# [Short exercise]
Your task is to reproduce, verbatim and without pictures, the lines from the opening of the listing through the line containing "import React from 'react';".

──────── Given information

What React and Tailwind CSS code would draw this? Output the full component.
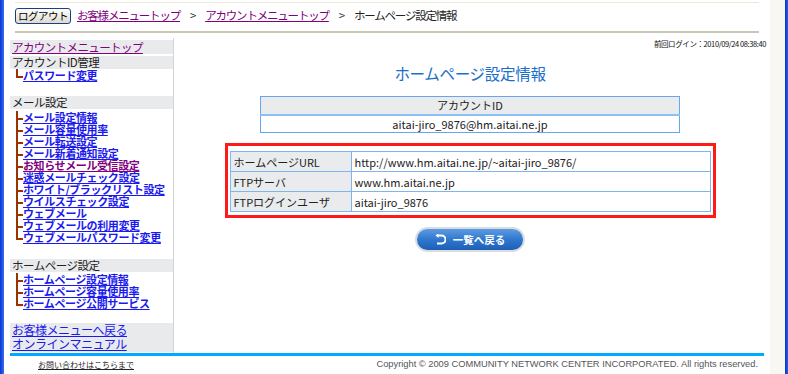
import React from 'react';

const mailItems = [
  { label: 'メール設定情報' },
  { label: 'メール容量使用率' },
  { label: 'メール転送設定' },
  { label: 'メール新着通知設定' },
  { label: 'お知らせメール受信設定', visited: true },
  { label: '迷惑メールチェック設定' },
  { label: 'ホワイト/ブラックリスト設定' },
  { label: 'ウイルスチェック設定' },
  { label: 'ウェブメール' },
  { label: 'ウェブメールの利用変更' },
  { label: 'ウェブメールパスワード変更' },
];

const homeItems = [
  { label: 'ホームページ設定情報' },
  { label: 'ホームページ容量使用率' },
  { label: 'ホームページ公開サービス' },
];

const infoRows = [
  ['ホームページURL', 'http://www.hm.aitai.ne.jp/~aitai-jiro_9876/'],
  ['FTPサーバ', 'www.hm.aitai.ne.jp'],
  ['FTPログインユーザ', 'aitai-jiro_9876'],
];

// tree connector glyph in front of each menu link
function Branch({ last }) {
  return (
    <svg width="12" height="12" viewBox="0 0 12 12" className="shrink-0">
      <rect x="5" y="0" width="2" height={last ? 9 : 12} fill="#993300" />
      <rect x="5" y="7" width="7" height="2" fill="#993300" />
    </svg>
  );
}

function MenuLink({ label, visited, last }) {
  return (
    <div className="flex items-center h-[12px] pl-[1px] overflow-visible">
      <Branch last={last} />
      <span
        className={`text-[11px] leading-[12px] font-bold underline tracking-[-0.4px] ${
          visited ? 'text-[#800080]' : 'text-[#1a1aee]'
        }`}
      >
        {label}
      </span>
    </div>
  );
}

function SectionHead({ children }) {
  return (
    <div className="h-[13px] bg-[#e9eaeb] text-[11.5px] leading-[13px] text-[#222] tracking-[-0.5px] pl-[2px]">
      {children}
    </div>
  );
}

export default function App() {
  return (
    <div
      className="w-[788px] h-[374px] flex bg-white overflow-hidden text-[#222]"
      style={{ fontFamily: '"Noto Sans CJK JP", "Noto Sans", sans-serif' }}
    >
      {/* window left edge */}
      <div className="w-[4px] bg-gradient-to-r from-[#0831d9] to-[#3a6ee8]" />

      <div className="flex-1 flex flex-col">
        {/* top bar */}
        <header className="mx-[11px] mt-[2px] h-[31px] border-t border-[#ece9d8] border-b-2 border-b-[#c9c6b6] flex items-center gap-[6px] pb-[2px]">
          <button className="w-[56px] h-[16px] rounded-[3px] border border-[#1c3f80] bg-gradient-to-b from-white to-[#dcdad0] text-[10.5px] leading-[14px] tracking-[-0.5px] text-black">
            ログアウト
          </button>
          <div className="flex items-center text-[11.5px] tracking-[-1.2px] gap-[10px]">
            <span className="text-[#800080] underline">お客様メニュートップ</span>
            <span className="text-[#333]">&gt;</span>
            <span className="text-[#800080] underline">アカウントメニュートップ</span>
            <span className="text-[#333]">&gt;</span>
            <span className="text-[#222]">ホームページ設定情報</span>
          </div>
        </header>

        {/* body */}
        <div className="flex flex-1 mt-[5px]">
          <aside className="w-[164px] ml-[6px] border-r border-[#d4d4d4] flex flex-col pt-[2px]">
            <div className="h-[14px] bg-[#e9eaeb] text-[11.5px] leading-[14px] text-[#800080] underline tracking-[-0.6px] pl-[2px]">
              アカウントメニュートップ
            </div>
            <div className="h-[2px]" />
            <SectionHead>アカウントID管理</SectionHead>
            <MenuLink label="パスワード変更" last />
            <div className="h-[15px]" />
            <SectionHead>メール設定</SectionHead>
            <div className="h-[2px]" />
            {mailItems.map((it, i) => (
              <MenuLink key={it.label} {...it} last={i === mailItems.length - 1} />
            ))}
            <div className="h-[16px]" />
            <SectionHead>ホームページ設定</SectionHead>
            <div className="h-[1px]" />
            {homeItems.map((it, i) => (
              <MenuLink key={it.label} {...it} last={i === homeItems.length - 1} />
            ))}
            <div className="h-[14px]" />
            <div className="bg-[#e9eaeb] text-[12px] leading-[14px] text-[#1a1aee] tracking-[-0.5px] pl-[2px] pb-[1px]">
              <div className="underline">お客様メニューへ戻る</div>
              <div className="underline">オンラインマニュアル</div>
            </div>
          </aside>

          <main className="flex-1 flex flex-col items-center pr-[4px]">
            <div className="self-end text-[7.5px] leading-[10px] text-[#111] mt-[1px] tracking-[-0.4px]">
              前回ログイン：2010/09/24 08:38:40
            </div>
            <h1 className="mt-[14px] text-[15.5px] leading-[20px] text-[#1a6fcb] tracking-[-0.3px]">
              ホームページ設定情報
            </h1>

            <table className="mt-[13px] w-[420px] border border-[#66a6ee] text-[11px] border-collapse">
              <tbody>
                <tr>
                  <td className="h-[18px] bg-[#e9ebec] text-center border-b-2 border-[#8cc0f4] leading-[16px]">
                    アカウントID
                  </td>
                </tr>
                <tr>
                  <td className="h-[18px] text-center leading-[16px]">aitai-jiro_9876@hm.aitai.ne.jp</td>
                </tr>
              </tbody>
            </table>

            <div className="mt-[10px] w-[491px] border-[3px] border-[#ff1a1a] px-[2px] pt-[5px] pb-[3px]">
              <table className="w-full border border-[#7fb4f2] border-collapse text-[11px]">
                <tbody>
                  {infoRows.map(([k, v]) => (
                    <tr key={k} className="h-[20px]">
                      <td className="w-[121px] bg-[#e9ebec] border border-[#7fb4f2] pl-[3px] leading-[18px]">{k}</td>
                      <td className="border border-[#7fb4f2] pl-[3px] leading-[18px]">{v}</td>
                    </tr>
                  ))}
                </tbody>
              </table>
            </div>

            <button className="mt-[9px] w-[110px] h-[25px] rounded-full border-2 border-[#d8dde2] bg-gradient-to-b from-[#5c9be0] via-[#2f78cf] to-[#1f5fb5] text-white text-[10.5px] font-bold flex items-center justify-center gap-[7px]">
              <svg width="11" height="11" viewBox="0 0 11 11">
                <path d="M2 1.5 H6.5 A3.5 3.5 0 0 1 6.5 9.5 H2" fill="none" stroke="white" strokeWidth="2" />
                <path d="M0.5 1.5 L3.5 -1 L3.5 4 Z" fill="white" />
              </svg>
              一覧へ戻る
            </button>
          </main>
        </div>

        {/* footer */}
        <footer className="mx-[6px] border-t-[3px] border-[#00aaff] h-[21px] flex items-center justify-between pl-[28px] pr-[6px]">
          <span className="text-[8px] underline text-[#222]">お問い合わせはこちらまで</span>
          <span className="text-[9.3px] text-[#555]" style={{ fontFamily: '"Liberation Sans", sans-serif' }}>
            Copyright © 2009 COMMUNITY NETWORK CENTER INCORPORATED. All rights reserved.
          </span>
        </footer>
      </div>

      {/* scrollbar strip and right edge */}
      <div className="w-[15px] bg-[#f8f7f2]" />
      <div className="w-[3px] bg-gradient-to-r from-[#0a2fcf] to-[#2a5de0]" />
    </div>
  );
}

────────────────

# [Final result]
What React and Tailwind CSS code would draw this? Output the full component.
import React from 'react';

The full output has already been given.